What is geothermal energy, and what methods, application distributions, and performance potentials characterize its utilization in global energy systems?

Q: What is geothermal energy, and what methods, application distributions, and performance potentials characterize its utilization in global energy systems?   A: Geothermal energy refers to the thermal energy stored within the Earth's crust, harnessed through extraction of subsurface hot water or steam for both heating and electricity generation.

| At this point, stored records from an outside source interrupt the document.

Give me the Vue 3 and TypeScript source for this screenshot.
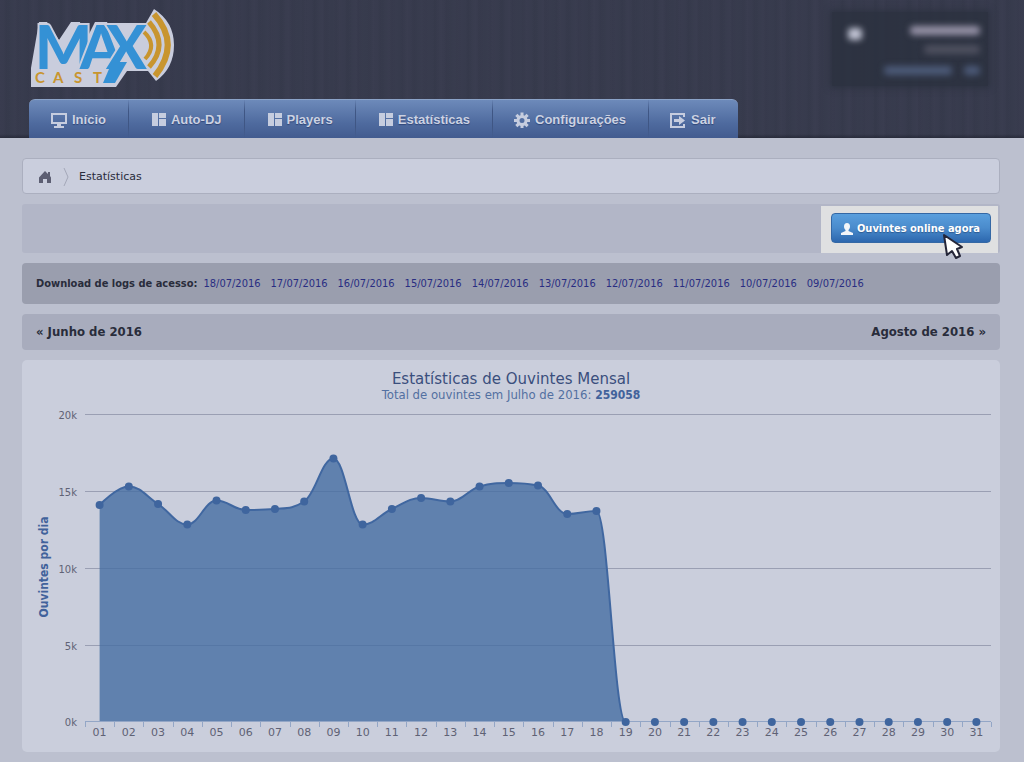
<script setup lang="ts">
import { computed, onBeforeUnmount, onMounted, ref } from 'vue'

interface NavItem {
  label: string
  icon: 'screen' | 'panels' | 'gear' | 'exit'
}

const navItems: NavItem[] = [
  { label: 'Início', icon: 'screen' },
  { label: 'Auto-DJ', icon: 'panels' },
  { label: 'Players', icon: 'panels' },
  { label: 'Estatísticas', icon: 'panels' },
  { label: 'Configurações', icon: 'gear' },
  { label: 'Sair', icon: 'exit' },
]

const gearTeeth = [0, 45, 90, 135, 180, 225, 270, 315]

const logDates = [18, 17, 16, 15, 14, 13, 12, 11, 10, 9].map(
  (d) => `${String(d).padStart(2, '0')}/07/2016`,
)

const listeners: number[] = [
  14137, 15342, 14202, 12866, 14430, 13811, 13876, 14365, 17166, 12866, 13876, 14593, 14365,
  15342, 15570, 15407, 13550, 13746, 0, 0, 0, 0, 0, 0, 0, 0, 0, 0, 0, 0, 0,
]

const chartHeight = 392
const plot = { left: 63, right: 9, top: 55, bottom: 362 }
const maxValue = 20000

const chartBox = ref<HTMLElement | null>(null)
const chartWidth = ref(978)
let observer: ResizeObserver | undefined

onMounted(() => {
  if (!chartBox.value) return
  chartWidth.value = chartBox.value.clientWidth
  observer = new ResizeObserver((entries) => {
    chartWidth.value = Math.round(entries[0].contentRect.width)
  })
  observer.observe(chartBox.value)
})
onBeforeUnmount(() => observer?.disconnect())

const plotRight = computed(() => chartWidth.value - plot.right)
const step = computed(() => (plotRight.value - plot.left) / listeners.length)

function yFor(value: number): number {
  return plot.bottom - (value / maxValue) * (plot.bottom - plot.top)
}

const gridLines = [0, 5, 10, 15, 20].map((k) => ({
  label: `${k}k`,
  y: Math.ceil(yFor(k * 1000)),
}))

const points = computed(() =>
  listeners.map((v, i) => ({
    x: plot.left + step.value * (i + 0.5),
    y: yFor(v),
    label: String(i + 1).padStart(2, '0'),
  })),
)

const ticks = computed(() =>
  Array.from({ length: listeners.length + 1 }, (_, i) => Math.round(plot.left + step.value * i)),
)

const linePath = computed(() => {
  const pts = points.value
  const smooth = 1.5
  const denom = smooth + 1
  let out = { x: pts[0].x, y: pts[0].y }
  let d = `M${pts[0].x} ${pts[0].y}`
  for (let i = 1; i < pts.length; i++) {
    const p = pts[i]
    const last = pts[i - 1]
    const next = pts[i + 1]
    let left = { x: p.x, y: p.y }
    let right = { x: p.x, y: p.y }
    if (next) {
      left = { x: (smooth * p.x + last.x) / denom, y: (smooth * p.y + last.y) / denom }
      right = { x: (smooth * p.x + next.x) / denom, y: (smooth * p.y + next.y) / denom }
      const fix = ((right.y - left.y) * (right.x - p.x)) / (right.x - left.x) + p.y - right.y
      left.y += fix
      right.y += fix
      const hiL = Math.max(last.y, p.y)
      const loL = Math.min(last.y, p.y)
      if (left.y > hiL || left.y < loL) {
        left.y = left.y > hiL ? hiL : loL
        right.y = 2 * p.y - left.y
      }
      const hiR = Math.max(next.y, p.y)
      const loR = Math.min(next.y, p.y)
      if (right.y > hiR || right.y < loR) {
        right.y = right.y > hiR ? hiR : loR
        left.y = 2 * p.y - right.y
      }
    }
    d += `C${out.x} ${out.y} ${left.x} ${left.y} ${p.x} ${p.y}`
    out = right
  }
  return d
})

const areaPath = computed(() => {
  const pts = points.value
  return `${linePath.value}L${pts[pts.length - 1].x} ${plot.bottom}L${pts[0].x} ${plot.bottom}Z`
})
</script>

<template>
  <div class="page">
    <header class="header">
      <div class="brand-row">
        <a href="#" class="logo" aria-label="MAX CAST">
          <svg width="146" height="82" viewBox="30 8 146 82">
            <path
              class="plate"
              d="M39 22H47L59 40L71 22H80L84 44L95 22H107L117 45L108 23H146L154 9Q174 22 174 45Q174 68 156 81L148 71H132L127 71L116 87H31V68Z"
            />
            <text class="logo-main" x="35 80 106" y="69">MAX</text>
            <path class="logo-tail" d="M112 62H127L115 83H103Z" />
            <text class="logo-sub" x="35 53 74 93" y="83">CAST</text>
            <path class="wave wave-s" d="M144 32Q158 45 145 59" />
            <path class="wave wave-m" d="M149 22Q169 45 149 67" />
            <path class="wave wave-l" d="M154 14Q181 44 155 76" />
          </svg>
        </a>
        <div class="account" aria-hidden="true">
          <span class="blob avatar"></span>
          <span class="blob name"></span>
          <span class="blob plan"></span>
          <span class="blob options"></span>
          <span class="blob leave"></span>
        </div>
      </div>

      <nav class="nav">
        <a v-for="item in navItems" :key="item.label" href="#" class="nav-item">
          <svg class="nav-icon" width="16" height="16" viewBox="0 0 16 16" aria-hidden="true">
            <template v-if="item.icon === 'screen'">
              <path fill-rule="evenodd" d="M0 1H16V12H0ZM2 3V10H14V3ZM6 12H10V14H13V16H3V14H6Z" />
            </template>
            <template v-else-if="item.icon === 'panels'">
              <path d="M2 1H8V14H2ZM9 1H16V6H9ZM9 7H16V14H9Z" />
            </template>
            <template v-else-if="item.icon === 'gear'">
              <rect
                v-for="a in gearTeeth"
                :key="a"
                x="6.5"
                y="0.5"
                width="3"
                height="4"
                :transform="`rotate(${a} 8 8.5)`"
              />
              <circle class="gear-ring" cx="8" cy="8.5" r="4" />
            </template>
            <template v-else>
              <path d="M0 1H15V5H13V3H2V14H13V12H15V16H0ZM4 7H9V4L15 8.5L9 13V10H4Z" />
            </template>
          </svg>
          <span>{{ item.label }}</span>
        </a>
      </nav>
    </header>

    <main class="content">
      <div class="breadcrumb">
        <a href="#" class="home" aria-label="Início">
          <svg width="12" height="12" viewBox="0 0 12 12">
            <path d="M6 0L9 3V1H11V5L12 6.5V12H8V8H4V12H0V6.5Z" />
          </svg>
        </a>
        <svg class="chevron" width="6" height="20" viewBox="0 0 6 20" aria-hidden="true">
          <path d="M1 1L5 10L1 19" />
        </svg>
        <span>Estatísticas</span>
      </div>

      <div class="toolbar">
        <div class="spotlight">
          <button type="button" class="online">
            <svg width="12" height="12" viewBox="0 0 12 12" aria-hidden="true">
              <path
                d="M6 0C8 0 9 1.500 9 3.500C9 5 8.300 6.200 7.500 7V8L12 10V12H0V10L4.500 8V7C3.700 6.200 3 5 3 3.500C3 1.500 4 0 6 0Z"
              />
            </svg>
            Ouvintes online agora
          </button>
          <svg class="cursor" width="22" height="28" viewBox="0 0 22 28" aria-hidden="true">
            <path d="M2 2L5 22L10 18L14 25L18 23L15 16L20 14Z" />
          </svg>
        </div>
      </div>

      <div class="logs">
        <strong>Download de logs de acesso:</strong>
        <a v-for="date in logDates" :key="date" href="#">{{ date }}</a>
      </div>

      <div class="months">
        <a href="#">« Junho de 2016</a>
        <a href="#">Agosto de 2016 »</a>
      </div>

      <section ref="chartBox" class="chart">
        <svg
          :width="chartWidth"
          :height="chartHeight"
          role="img"
          aria-label="Estatísticas de Ouvintes Mensal"
        >
          <defs>
            <clipPath id="plot-clip">
              <rect
                :x="plot.left"
                :y="plot.top"
                :width="plotRight - plot.left"
                :height="plot.bottom - plot.top - 1"
              />
            </clipPath>
          </defs>
          <text class="title" :x="chartWidth / 2" y="24">Estatísticas de Ouvintes Mensal</text>
          <text class="subtitle" :x="chartWidth / 2" y="39">
            Total de ouvintes em Julho de 2016: <tspan class="total">259058</tspan>
          </text>
          <text class="axis-title" transform="translate(26 207) rotate(-90)">
            Ouvintes por dia
          </text>

          <g v-for="line in gridLines" :key="line.label">
            <rect
              class="grid"
              :class="{ base: line.label === '0k' }"
              :x="plot.left"
              :y="line.y - 1"
              :width="plotRight - plot.left"
              height="1"
            />
            <text class="label y-label" x="55" :y="line.y + 4">{{ line.label }}</text>
          </g>
          <rect
            v-for="x in ticks"
            :key="x"
            class="tick"
            :x="x"
            :y="plot.bottom"
            width="1"
            height="5"
          />
          <g clip-path="url(#plot-clip)">
            <path class="area" :d="areaPath" />
            <path class="line" :d="linePath" />
          </g>
          <g v-for="p in points" :key="p.label">
            <circle class="dot" :cx="p.x" :cy="p.y" r="4" />
            <text class="label" :x="p.x" y="376">{{ p.label }}</text>
          </g>
        </svg>
      </section>
    </main>
  </div>
</template>

<style>
body {
  margin: 0;
  background: #bcc0cf;
}
</style>

<style scoped>
.page {
  min-height: 100vh;
  box-sizing: border-box;
  padding-bottom: 10px;
  background: #bcc0cf;
  color: #292c3b;
  font: 11px/16px 'DejaVu Sans', Verdana, sans-serif;
}
a {
  color: inherit;
  text-decoration: none;
}
.header {
  box-sizing: border-box;
  padding: 8px 29px 0;
  background:
    linear-gradient(transparent 134px, rgba(25, 28, 40, 0.5) 138px),
    repeating-linear-gradient(90deg, transparent 0 4px, rgba(30, 33, 46, 0.07) 6px, transparent 11px),
    repeating-linear-gradient(90deg, #393c4f 0, #373b4d 9px, #3a3d50 17px);
}
.brand-row {
  display: flex;
  justify-content: space-between;
  align-items: flex-start;
  height: 91px;
}
.logo {
  display: block;
  margin-left: 1px;
}
.logo svg {
  display: block;
}
.plate {
  fill: #c9cddd;
}
.logo-main {
  fill: #3491d5;
  stroke: #c9cddd;
  stroke-width: 4;
  paint-order: stroke;
  font: 900 60px 'Lato', 'Liberation Sans', sans-serif;
}
.logo-tail {
  fill: #3491d5;
}
.logo-sub {
  fill: #c8952f;
  font: 700 15px 'Lato', 'Liberation Sans', sans-serif;
}
.wave {
  fill: none;
  stroke: #c8952f;
}
.wave-s {
  stroke-width: 4;
}
.wave-m {
  stroke-width: 5;
}
.wave-l {
  stroke-width: 6;
}
.account {
  display: grid;
  grid-template-columns: 14px 1fr 34px 16px;
  grid-template-rows: 16px 14px 20px;
  gap: 4px 12px;
  align-items: center;
  box-sizing: border-box;
  width: 156px;
  margin: 4px 7px 0 0;
  padding: 10px 8px 6px 16px;
  background: rgba(42, 49, 62, 0.8);
  box-shadow: 0 0 6px 2px rgba(42, 49, 62, 0.8);
}
.blob {
  height: 9px;
  border-radius: 4px;
  filter: blur(3px);
}
.avatar {
  height: 12px;
  margin-top: 8px;
  background: #c0c3d3;
}
.name {
  grid-column: 2 / 5;
  width: 70px;
  justify-self: end;
  background: #9692a7;
}
.plan {
  grid-column: 2 / 5;
  width: 56px;
  justify-self: end;
  background: #4e505f;
}
.options {
  grid-column: 2 / 4;
  width: 68px;
  justify-self: end;
  background: #4c5a78;
}
.leave {
  background: #4c5a78;
}
.nav {
  display: flex;
  width: max-content;
  height: 39px;
  box-sizing: border-box;
  border-top: 1px solid #8ba3c8;
  border-radius: 6px 6px 0 0;
  background: linear-gradient(#6d8aba, #4f6b9f 60%, #425b8f);
}
.nav-item {
  display: flex;
  align-items: center;
  gap: 5px;
  padding: 2px 22px 0 21px;
  border-left: 1px solid;
  border-image: linear-gradient(transparent, #3f5684 30%, #3f5684 70%, transparent) 1;
  color: #ccd2e2;
  font: 700 13px/16px 'Liberation Sans', Arial, sans-serif;
  text-shadow: 0 1px 1px #2f4678;
}
.nav-item:first-child {
  border-image: none;
  border-color: transparent;
}
.nav-icon {
  fill: #c6cddf;
}
.gear-ring {
  fill: none;
  stroke: #c6cddf;
  stroke-width: 3;
}
.content {
  display: flex;
  flex-direction: column;
  gap: 10px;
  padding: 20px 24px 0 22px;
}
.breadcrumb {
  display: flex;
  align-items: center;
  box-sizing: border-box;
  height: 36px;
  padding: 2px 16px 0;
  border: 1px solid #abafbf;
  border-radius: 4px;
  background: #cacedd;
}
.home {
  display: flex;
}
.home svg {
  fill: #5c5e72;
}
.chevron {
  margin: 0 10px 0 12px;
  fill: none;
  stroke: #a4a8b9;
}
.toolbar {
  display: flex;
  justify-content: flex-end;
  box-sizing: border-box;
  height: 49px;
  padding: 2px 2px 0 0;
  border-radius: 3px;
  background: #b2b6c7;
}
.spotlight {
  position: relative;
  padding: 7px 7px 10px 10px;
  background: #dfe0e1;
}
.online {
  display: flex;
  align-items: center;
  gap: 4px;
  height: 30px;
  box-sizing: border-box;
  padding: 2px 10px 0 9px;
  border: 1px solid #3468a5;
  border-radius: 4px;
  background: linear-gradient(#5a9fdd, #4a8bcc 50%, #2c67ae);
  color: #fff;
  font: 700 11px/16px 'DejaVu Sans Condensed', 'DejaVu Sans', sans-serif;
  text-shadow: 0 1px 1px #2d5a90;
}
.online svg {
  fill: #f2f5f9;
}
.cursor {
  position: absolute;
  right: 34px;
  bottom: -8px;
  fill: #fff;
  stroke: #252638;
  stroke-width: 2;
  stroke-linejoin: round;
}
.logs {
  display: flex;
  align-items: center;
  gap: 10px;
  box-sizing: border-box;
  height: 41px;
  padding: 0 14px;
  border-radius: 4px;
  background: #9a9eae;
  font: 11px/16px 'DejaVu Sans Condensed', 'DejaVu Sans', sans-serif;
}
.logs strong {
  margin-right: -4px;
}
.logs a {
  color: #292d82;
}
.months {
  display: flex;
  align-items: center;
  justify-content: space-between;
  box-sizing: border-box;
  height: 36px;
  padding: 0 14px;
  border-radius: 4px;
  background: #a8acbd;
  font: 700 13px/16px 'DejaVu Sans Condensed', 'DejaVu Sans', sans-serif;
}
.chart {
  border-radius: 5px;
  background: #cacedc;
}
.chart svg {
  display: block;
}
.title,
.subtitle,
.label,
.axis-title {
  text-anchor: middle;
  font-family: 'DejaVu Sans', sans-serif;
}
.title {
  fill: #3a4f7d;
  font-size: 15px;
}
.subtitle {
  fill: #5370a1;
  font-family: 'DejaVu Sans Condensed', 'DejaVu Sans', sans-serif;
  font-size: 13px;
}
.total {
  fill: #41629b;
  font-size: 12px;
  font-weight: 700;
}
.axis-title {
  fill: #41629b;
  font-family: 'DejaVu Sans Condensed', 'DejaVu Sans', sans-serif;
  font-size: 12px;
  font-weight: 700;
}
.label {
  fill: #5f6275;
  font-size: 11px;
}
.y-label {
  text-anchor: end;
  font-size: 10px;
}
.grid {
  fill: #9a9fb3;
}
.base,
.tick {
  fill: #93a6c6;
}
.area {
  fill: #436ba2;
  fill-opacity: 0.78;
}
.line {
  fill: none;
  stroke: #4067a0;
  stroke-width: 2;
}
.dot {
  fill: #3f659e;
}
</style>
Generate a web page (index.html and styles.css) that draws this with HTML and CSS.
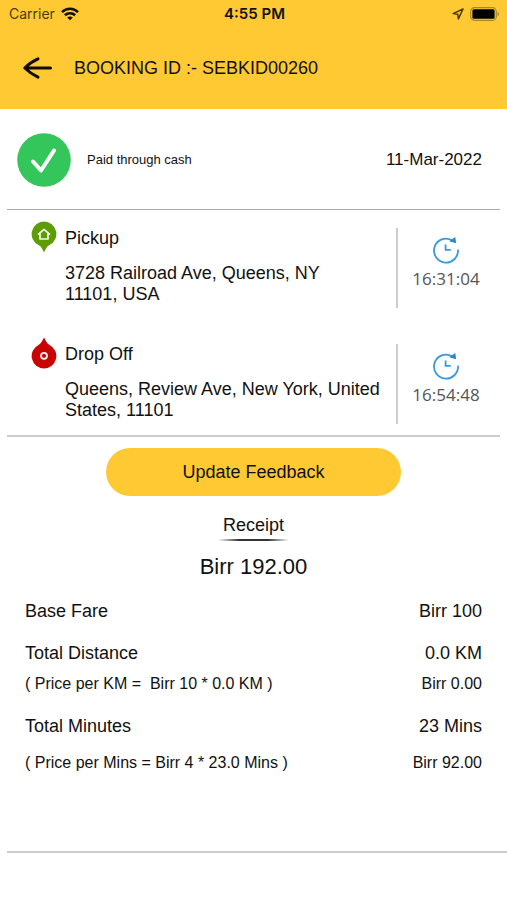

Three primary conversion technologies drive its practical use: dry steam systems directly employ underground steam to rotate turbines; flash steam processes utilize high-pressure hot water that vaporizes upon pressure reduction to drive mechanical generators; and binary cycle systems transfer heat from geothermal fluids to a low-boiling-point working fluid (like isobutane), whose vapor expansion powers turbine systems.   Geographically, deployment spans approximately 25 nations, with leading producers including the United States, Indonesia, the Philippines, Turkey, and New Zealand. Iceland exemplifies intensive utilization, where 87% of buildings rely on geothermal sources for space heating and domestic hot water. Global installed capacity reached 15.6 gigawatts (GW) by 2020, with theoretical potential exceeding 2 terawatts (TW) based on accessible subsurface resources. Despite this promise, adoption faces geographical constraints—high-enthalpy resources concentrate in tectonically active regions—though low-temperature ground-source heat pumps enable decentralized applications in most climates, expanding its practical reach beyond traditional volcanic zones.